* START *

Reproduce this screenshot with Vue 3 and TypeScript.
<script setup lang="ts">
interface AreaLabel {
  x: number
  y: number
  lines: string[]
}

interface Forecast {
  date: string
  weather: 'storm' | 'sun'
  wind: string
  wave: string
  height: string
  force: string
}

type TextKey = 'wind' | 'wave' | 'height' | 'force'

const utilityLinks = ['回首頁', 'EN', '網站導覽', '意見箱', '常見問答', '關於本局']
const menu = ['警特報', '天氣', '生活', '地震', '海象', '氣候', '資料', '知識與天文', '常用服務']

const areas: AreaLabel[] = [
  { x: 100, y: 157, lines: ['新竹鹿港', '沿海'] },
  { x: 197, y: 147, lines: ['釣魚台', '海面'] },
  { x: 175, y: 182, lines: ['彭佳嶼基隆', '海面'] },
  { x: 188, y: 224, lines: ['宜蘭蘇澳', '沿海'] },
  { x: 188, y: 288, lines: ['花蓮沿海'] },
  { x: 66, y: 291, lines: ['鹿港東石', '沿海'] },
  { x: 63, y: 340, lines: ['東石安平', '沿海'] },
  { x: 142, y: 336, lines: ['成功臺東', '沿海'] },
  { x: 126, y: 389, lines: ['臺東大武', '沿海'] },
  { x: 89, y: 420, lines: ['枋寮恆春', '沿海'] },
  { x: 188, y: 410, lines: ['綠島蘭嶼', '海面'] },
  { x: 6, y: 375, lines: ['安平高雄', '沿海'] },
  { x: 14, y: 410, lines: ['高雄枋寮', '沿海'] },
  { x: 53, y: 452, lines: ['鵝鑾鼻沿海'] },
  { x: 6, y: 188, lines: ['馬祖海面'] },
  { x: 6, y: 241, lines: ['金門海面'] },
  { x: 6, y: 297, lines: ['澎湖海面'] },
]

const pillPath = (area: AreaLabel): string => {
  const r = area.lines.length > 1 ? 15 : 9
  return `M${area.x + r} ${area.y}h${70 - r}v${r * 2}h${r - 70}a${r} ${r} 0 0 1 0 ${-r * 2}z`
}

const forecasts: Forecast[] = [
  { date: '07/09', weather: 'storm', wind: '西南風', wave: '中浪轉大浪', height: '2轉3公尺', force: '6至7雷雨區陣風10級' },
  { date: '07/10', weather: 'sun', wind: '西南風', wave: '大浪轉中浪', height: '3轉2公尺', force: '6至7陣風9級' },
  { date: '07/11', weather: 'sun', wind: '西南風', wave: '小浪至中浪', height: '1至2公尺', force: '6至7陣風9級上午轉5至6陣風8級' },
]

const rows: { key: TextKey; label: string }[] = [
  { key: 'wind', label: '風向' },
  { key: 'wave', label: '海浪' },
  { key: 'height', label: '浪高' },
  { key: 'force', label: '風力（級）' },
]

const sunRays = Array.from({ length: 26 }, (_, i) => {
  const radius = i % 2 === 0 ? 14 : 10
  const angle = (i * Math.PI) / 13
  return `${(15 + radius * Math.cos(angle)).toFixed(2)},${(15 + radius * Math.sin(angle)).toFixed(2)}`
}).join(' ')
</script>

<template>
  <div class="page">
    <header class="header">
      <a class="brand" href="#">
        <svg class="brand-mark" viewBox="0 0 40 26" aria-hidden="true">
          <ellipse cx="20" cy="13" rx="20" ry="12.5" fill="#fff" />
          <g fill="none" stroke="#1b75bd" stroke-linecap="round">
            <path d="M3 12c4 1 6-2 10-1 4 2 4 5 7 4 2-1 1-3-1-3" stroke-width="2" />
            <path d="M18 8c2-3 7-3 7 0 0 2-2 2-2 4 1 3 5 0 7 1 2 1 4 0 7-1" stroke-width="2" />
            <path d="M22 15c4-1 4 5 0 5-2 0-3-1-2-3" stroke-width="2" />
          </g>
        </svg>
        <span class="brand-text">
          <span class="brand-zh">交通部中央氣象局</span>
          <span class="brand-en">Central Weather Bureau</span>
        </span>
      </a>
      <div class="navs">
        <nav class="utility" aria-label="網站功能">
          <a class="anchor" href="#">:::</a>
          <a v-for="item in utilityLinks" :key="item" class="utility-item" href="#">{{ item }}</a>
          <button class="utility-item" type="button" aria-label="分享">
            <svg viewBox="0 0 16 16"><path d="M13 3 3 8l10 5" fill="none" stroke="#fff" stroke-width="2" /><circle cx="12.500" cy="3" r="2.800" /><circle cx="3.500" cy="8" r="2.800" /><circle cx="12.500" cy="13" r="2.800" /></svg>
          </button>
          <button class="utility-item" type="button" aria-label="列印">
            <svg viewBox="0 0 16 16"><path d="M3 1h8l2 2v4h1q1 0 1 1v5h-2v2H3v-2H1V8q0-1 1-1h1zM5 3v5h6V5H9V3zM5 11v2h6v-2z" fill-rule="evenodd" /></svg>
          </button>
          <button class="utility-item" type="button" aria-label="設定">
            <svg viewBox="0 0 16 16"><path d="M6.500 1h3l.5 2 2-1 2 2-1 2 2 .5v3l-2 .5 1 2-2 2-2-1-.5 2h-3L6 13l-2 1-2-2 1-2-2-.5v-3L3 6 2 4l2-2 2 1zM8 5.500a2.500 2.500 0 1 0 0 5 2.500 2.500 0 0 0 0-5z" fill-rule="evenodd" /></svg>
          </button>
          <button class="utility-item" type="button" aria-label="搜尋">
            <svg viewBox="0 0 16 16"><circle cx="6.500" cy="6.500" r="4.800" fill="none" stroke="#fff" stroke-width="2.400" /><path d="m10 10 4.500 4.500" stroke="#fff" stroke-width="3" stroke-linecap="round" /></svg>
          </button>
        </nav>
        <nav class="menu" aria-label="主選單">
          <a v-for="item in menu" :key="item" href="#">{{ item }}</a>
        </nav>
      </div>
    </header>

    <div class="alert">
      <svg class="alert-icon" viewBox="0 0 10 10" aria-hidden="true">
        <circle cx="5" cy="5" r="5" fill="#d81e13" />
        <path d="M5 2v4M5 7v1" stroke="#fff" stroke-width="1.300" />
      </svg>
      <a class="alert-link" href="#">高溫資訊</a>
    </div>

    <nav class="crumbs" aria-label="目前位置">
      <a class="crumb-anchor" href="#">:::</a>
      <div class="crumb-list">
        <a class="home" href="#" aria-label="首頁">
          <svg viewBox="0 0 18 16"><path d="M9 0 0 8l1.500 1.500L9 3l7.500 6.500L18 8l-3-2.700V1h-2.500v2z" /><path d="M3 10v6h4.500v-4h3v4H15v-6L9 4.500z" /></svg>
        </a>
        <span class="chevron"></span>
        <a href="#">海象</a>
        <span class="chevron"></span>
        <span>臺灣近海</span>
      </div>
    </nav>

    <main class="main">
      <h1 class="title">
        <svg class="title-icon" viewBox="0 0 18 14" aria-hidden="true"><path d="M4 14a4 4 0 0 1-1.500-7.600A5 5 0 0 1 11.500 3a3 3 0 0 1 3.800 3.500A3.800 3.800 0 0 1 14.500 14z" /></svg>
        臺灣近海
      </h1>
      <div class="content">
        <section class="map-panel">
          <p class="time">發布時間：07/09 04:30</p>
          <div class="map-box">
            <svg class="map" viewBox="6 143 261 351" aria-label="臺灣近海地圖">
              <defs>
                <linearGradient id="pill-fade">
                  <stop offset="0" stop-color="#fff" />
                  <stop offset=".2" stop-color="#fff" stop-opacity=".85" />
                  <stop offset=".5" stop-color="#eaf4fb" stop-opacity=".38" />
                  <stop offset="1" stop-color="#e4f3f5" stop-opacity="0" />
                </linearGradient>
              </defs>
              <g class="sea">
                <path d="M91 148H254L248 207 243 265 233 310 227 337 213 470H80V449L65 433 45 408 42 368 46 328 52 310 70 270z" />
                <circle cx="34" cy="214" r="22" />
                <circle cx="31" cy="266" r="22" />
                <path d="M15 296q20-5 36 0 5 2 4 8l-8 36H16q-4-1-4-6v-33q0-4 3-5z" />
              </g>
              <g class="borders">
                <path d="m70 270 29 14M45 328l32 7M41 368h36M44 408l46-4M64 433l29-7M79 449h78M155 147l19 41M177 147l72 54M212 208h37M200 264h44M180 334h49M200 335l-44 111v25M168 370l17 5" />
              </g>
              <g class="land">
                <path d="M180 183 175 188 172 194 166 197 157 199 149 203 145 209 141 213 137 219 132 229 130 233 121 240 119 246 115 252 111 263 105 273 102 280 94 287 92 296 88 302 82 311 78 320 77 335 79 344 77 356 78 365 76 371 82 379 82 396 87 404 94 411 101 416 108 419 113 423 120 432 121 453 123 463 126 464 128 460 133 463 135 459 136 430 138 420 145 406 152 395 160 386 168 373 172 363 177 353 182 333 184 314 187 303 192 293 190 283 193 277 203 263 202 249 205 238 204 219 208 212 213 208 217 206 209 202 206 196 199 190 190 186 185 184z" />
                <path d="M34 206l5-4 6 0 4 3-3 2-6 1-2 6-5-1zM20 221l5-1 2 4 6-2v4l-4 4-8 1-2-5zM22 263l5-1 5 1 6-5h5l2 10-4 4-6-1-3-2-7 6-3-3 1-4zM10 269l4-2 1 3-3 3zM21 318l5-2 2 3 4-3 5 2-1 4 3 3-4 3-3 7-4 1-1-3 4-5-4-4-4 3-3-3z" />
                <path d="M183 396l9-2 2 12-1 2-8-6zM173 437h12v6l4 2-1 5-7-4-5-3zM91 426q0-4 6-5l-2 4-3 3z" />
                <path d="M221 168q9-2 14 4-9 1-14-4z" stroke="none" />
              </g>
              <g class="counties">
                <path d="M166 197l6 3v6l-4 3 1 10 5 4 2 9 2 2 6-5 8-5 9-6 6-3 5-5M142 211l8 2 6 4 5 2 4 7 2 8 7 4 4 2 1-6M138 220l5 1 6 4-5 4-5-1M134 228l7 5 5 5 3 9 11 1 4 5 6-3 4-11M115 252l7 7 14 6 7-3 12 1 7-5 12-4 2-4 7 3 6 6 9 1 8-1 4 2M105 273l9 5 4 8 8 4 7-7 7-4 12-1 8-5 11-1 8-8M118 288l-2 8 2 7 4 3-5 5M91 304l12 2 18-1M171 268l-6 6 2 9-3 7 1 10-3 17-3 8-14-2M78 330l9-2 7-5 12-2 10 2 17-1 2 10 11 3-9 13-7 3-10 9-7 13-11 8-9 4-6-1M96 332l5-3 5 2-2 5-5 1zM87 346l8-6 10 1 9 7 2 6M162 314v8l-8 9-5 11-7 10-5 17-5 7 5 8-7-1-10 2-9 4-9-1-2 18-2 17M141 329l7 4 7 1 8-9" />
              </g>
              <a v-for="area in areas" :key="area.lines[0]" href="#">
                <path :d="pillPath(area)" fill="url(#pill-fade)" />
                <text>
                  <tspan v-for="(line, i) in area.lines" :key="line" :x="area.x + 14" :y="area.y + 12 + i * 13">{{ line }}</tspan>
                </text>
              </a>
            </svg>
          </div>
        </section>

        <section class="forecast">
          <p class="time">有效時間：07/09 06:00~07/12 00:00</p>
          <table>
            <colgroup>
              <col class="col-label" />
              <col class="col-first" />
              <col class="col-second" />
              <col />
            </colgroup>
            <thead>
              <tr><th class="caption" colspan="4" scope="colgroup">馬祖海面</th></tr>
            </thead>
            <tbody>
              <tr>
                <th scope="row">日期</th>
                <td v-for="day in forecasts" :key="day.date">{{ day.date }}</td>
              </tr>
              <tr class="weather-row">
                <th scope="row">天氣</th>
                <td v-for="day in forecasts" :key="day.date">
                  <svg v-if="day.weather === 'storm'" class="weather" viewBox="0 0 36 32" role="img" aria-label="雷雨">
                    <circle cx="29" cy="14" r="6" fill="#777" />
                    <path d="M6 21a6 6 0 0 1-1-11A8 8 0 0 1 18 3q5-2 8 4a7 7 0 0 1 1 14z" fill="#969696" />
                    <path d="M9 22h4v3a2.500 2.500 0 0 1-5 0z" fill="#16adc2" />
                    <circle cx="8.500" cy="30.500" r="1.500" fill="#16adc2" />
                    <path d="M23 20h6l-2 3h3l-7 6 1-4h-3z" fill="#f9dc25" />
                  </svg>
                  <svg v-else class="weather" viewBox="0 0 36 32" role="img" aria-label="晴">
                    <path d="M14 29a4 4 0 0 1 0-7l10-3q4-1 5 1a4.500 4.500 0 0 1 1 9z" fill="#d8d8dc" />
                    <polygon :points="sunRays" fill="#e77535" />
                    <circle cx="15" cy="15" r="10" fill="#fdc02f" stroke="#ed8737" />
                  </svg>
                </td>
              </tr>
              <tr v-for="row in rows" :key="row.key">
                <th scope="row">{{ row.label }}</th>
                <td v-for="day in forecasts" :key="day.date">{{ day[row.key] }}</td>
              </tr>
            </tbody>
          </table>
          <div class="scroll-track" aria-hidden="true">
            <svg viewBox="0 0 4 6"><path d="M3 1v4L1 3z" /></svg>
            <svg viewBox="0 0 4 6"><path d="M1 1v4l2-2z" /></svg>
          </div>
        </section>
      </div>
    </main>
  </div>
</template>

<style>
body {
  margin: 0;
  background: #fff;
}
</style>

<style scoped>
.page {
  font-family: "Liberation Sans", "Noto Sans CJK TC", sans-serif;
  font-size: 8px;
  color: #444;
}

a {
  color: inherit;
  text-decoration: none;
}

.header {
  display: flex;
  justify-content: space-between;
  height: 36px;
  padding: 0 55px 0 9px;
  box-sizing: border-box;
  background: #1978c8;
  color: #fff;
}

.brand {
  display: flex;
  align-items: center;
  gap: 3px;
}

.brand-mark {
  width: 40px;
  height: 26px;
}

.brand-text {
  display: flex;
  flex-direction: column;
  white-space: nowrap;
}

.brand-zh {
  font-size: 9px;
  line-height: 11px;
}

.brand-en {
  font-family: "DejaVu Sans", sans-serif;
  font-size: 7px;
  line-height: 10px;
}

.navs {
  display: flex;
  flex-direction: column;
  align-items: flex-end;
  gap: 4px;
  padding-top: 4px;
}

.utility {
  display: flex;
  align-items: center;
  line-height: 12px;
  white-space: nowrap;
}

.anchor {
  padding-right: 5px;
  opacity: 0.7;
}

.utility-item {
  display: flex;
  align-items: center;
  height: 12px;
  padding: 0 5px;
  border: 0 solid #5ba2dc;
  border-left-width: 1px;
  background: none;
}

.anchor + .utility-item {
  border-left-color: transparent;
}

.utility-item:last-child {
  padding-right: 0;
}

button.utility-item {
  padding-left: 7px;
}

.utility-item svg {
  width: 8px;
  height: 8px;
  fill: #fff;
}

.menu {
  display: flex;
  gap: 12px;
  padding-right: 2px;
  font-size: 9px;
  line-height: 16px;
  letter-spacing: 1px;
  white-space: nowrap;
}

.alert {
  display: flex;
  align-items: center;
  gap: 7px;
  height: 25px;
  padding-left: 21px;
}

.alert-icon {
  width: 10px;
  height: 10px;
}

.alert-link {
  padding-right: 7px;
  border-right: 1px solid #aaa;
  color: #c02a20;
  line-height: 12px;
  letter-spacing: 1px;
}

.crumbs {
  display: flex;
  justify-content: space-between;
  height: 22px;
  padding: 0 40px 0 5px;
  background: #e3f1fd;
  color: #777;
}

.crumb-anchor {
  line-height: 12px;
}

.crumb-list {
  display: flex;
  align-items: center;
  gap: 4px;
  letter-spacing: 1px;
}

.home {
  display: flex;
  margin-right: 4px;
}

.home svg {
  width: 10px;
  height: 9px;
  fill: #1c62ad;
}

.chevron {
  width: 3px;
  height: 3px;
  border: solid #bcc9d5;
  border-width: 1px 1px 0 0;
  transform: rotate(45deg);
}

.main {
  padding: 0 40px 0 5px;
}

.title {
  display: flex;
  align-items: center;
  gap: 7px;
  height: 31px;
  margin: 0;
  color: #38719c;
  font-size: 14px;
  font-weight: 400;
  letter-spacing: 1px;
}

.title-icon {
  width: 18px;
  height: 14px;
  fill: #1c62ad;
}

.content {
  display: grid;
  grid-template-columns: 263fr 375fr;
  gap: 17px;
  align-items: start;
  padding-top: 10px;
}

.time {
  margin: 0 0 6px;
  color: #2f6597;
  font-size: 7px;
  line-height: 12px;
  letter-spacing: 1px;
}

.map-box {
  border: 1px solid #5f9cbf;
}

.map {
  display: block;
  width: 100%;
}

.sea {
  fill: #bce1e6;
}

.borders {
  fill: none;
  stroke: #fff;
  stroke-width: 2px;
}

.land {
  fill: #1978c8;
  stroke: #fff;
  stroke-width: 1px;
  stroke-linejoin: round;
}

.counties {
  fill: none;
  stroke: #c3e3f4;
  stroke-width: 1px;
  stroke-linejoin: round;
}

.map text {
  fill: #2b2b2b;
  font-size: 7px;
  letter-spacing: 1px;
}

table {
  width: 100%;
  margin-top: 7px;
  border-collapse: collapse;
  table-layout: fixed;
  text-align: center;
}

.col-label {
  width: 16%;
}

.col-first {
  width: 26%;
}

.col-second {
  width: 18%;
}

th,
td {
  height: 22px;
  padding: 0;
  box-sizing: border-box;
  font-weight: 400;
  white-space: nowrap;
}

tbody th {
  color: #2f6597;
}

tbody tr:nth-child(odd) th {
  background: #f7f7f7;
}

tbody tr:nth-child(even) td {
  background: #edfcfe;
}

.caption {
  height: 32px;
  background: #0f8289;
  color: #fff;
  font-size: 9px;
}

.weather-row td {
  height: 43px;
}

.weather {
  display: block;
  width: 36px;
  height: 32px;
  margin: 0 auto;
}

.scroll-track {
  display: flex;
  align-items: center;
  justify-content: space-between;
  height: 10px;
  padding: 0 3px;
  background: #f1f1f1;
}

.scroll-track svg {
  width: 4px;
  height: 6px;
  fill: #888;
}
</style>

* END *

TASK OBJECTIVE:
Look above and repeat, character for character, the lines from the first one to the line with "type TextKey = 'wind'", counting both.

OUTPUT FOR THIS TASK:
Reproduce this screenshot with Vue 3 and TypeScript.
<script setup lang="ts">
interface AreaLabel {
  x: number
  y: number
  lines: string[]
}

interface Forecast {
  date: string
  weather: 'storm' | 'sun'
  wind: string
  wave: string
  height: string
  force: string
}

type TextKey = 'wind' | 'wave' | 'height' | 'force'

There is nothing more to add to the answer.